The European Coal and Steel Community (ECSC) was founded by the Treaty of Paris (1951). Its members were France, West Germany, Italy, Belgium, Luxembourg and the Netherlands who pooled their steel and coal resources and create a common market for those products.

It was the fulfillment of a plan developed by French economist Jean Monnet, publicised by the French foreign minister Robert Schuman. It was also strongly supported by the United States.

History

Further information: History of the European Union

The Treaty of Paris entered into force on 23 July 1952, and unlike the Treaty establishing the European Community, provided for a limited duration of only 50 years. Thus, the Treaty of Paris ceased to exist on 23 July 2002, and its responsibilities and assets (excepting research funds, see below) were then assumed by the EC. (This assumption was provided for by a protocol to the Treaty of Nice, but as Member States failed to ratify the Treaty in time, a separate Council Decision (2002/596/EC) with provisions for the end of the ECSC was passed. Once the Treaty of Nice had been ratified, this decision was superseded by Council Decision 2003/76/EC.)

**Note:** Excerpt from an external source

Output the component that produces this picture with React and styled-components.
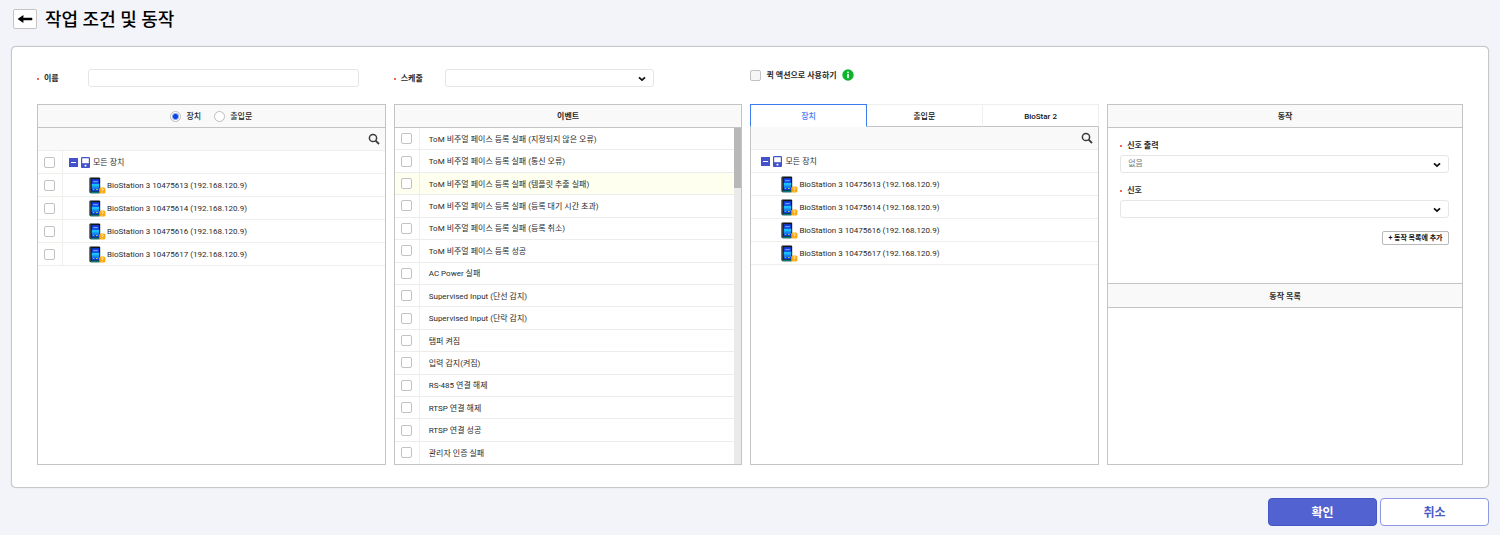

Steel had played an important part in arms production in World War II and was a fundamental resource of the western European states. The aim was therefore a common program of post-war production and consumption of steel and coal. The project was also intended to show some cooperation and reconciliation between France and Germany in the aftermath of the war. There was a desire to unite the countries by controlling steel and coal which were fundamental to war industries.

The ECSC introduced a common free steel and coal market, with freely set market prices, and without import/export duties or subsidies. However, a transition period allowed the different economies to reach this situation over about one year.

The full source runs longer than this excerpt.